- Biological, cognitive and sociocultural factors all play a role in our choice to help someone.
- Psychological theory can be applied to increase the likelihood of prosocial behaviour.
In 2007 Wesley Autrey, a 51-year-old African American father of two young girls, earned the title “The Subway Hero” when he saved the life of a 20-year-old art student. The art student suffered a seizure and fell on the tracks in front of an oncoming train. With only seconds to spare, Wesley jumped down on the tracks and lay on top of the young student, pushing him down into the space between the tracks. The train went over the top of them and both men survived. When asked why he did it, Autrey replied, “I don’t feel like I did something spectacular; I just saw someone who needed help. I did what I felt was right.”
Stories of people taking risks to help others always make a great impression on us. Heroes like the German Oskar Schindler, or Paul Rusesabagina – the Hutu manager of the Hotel Milles Collines who saved the lives of many Tutsis during the Rwandan genocide - have been the focus of very successful Hollywood films. What is it that makes these people risk their own lives to save people from certain death while others do not get involved? Are heroic individuals just special, or are there psychological explanations for why they are more likely to help than others?
ATL: Thinking critically
Based on your understanding of the sociocultural approach, how well does Social Identity Theory predict that Wesley Autrey would help the art student? What about Oskar Schindler or Paul Rusesabagina?

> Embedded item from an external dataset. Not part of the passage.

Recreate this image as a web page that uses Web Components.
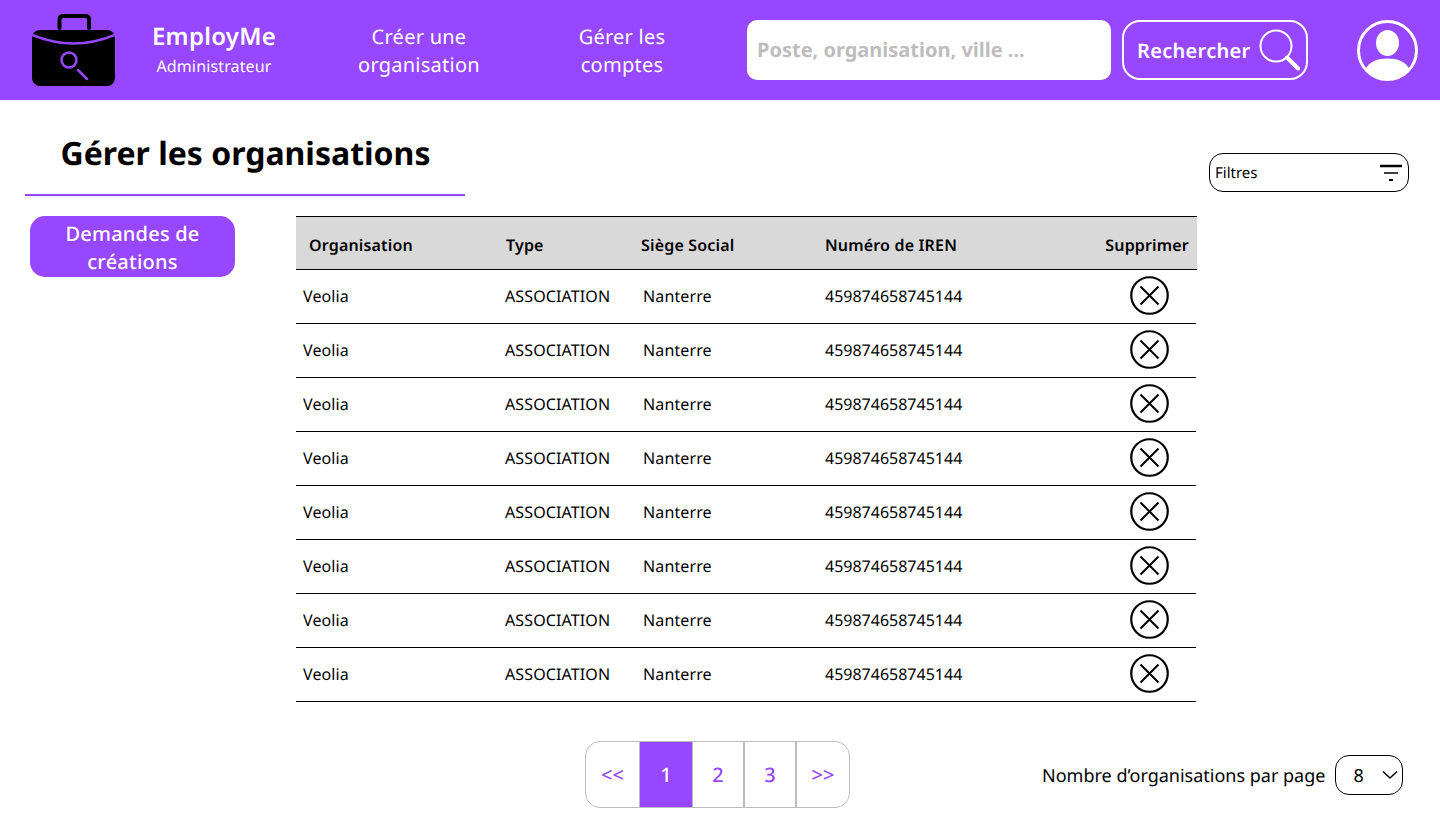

What hypothesis would you make at this point in the chapter to explain why these men made the choices that they did?
Prosocial behaviour can be defined as behaviour that benefits another person or has positive social consequences (Staub 1978). Prosocial behaviour is seen as behaviour that is intended to help or benefit another person, a group of persons or even society as a whole. In other words, prosocial behaviour is often planned with the goal of “making a difference”. Going to a hospital to assist at a children’s clinic or donating money to charity are examples of prosocial behaviours. Prosocial behaviour can be motivated by empathy or the concern about the welfare and rights of other people. It is also possible that more egoistic motives are behind prosocial behaviour. It could be that a person is more focused on his or her social reputation than the welfare of others. It could also be that prosocial behaviour is motivated by the wish to reduce one's own negative feelings. Another possibility is that people expect something in return. No matter the reasons for prosocial behaviour, Helliwell and Putnam (2004) have found that engaging in prosocial behaviour - both individually and with others - is robustly related to happiness and life satisfaction.
Altruism is when one helps another person for no reward, and perhaps even at some cost to oneself. Altruism is thus seen as an unselfish interest in helping another person. Wesly Autry’s courageous act of saving the young art student is clearly an act of altruism. He put himself at risk in order to save the life of a stranger. This is also the case of heroic helpers who willingly risked their own lives to save Jews during the Holocaust. You might argue that the purest form of prosocial behaviour is motivated by altruism. In the following chapter, you will investigate how psychologists attempt to explain this behaviour.